What good is a positive beta review if it does not reflect your target audience? Understand and document the personas and market share and be honest with yourself about your targets and you’ll launch confident that you’ll have a well-received product.
Align your teams
It goes without saying that you’re the industry expert, the product pundit, the market maestro. Before the product was even a story in the backlog, you knew the market personas, their needs and their desires. And, you coordinated the learning effort with the marketing team, right? And you touched base with sales to gauge their confidence they felt in selling this?
Remember that the product owner need not be solely responsible for collecting and analyzing market data, but they should have a deep understanding of a product-value proposition. If you don’t feel that all teams have the same information as you about product-market fit and the pain points being addressed with the product, that is the first place to start.
Launching a product will be many times easier if everyone knows their role and believes in the value being delivered. As the product’s primary stakeholder, it’s your job to help them help you.
Establish your KPIs
Depending on your company structure, product and marketing teams may divide some of these responsibilities differently. I believe that product success metrics should live with marketing for three main reasons:
Keep in mind that metrics to determine a product’s success should be established before its launch (consider setting SMART goals), and that revenue or user count, while an obvious measurement, will not set you up with valuable data to make additional improvements.

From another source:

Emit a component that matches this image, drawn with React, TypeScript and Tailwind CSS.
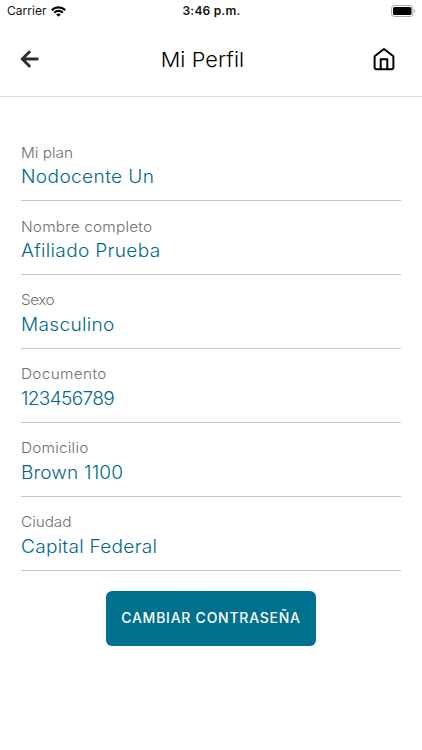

When determining what metrics you want to track, think back to what pain point your product is intended to solve and how you would measure that relief as a customer. Once you’ve done this, KPIs should be evident. Your KPIs should be indicative of customer satisfaction with and dependency on your product.
Make your milestones known
While product and development were busy writing up testing scenarios, you were building market authority by preemptively publishing content, right? From building out the content calendar to drafting a press release, marketing’s role in a product launch begins as soon as the product is on the roadmap. Even the most customer-solving, delightful product will fail to make a splash without proper introduction.
Make sure that the launch coordinator, whether it be the product owner or CTO knows that your involvement begins with the creation of the product roadmap. Product owners (I was one) can get very excited about product functionality and ostensible market value and forget about how much effort should go into non-development tasks.
Help me help you
As Jeffrey Gitomer summarizes in his book Little Red Book of Selling, “It’s not who you know, it’s who knows you.” Converting selling into buying and helping prospects to learn about you before you ever talk on the phone (if that is even part of the sales process) is as much a marketing effort as it is a sales effort. With prospects spending more and more time doing online research before speaking with a sales rep, it is becoming increasingly important to provide top, middle and bottom-of-the-funnel content well in advance of go-live.
Creating content and experiences to attract customers (inbound marketing) is applicable to both your company’s new clients as well as your existing clients to whom you may cross-sell new products. Establishing market rapport and industry expertise around new products shows your existing clients not only that you understand the industry, but that you’re listening to their wants and needs.
Share your expertise
The sales team is uniquely positioned to hear firsthand the problems a prospect is looking to solve and will receive this information in a very segmented and data-driven manner. A properly enabled sales team not only knows the market and its key players, but will also likely have a good idea of how well a potential product will sell into that market and how a new product can better feed prospects to existing products or vice versa. From this vantage, it is critical that a salesperson be consulted by product teams when defining functionality and by product marketing for sellability and pricing.
Your job as a salesperson, therefore, is to get involved in the process, disseminating information to product and marketing and filling in the gaps where you hold this unique expertise. It is you after all, who will be making a commission based on how well you can sell this product.
Revisit your personas
New products bring new (types) of customers. In his book Crossing the Chasm, Moore sets forth the idea that in adopting new products, there exists a chasm between the early adopters (technology enthusiasts and visionaries) and the early majority (pragmatists). Assuming that your target personas will remain unchanged can be a mistake. While the new product being sold may address the needs of your target persona, these same people may be more risk-averse than previously understood. Ensure that your strategies to target these personas are revisited as needed.
Whether you’re on the product, marketing or sales team, your role in a SaaS product launch begins early and remains involved throughout the process. As key stakeholders in a product, you should insert yourself into the process at all stages, not as an extra “cook” but as an expert in your area. Product launch should be a well-coordinated effort where success is not a wish or hope, but a systematic execution with as little speculation as possible.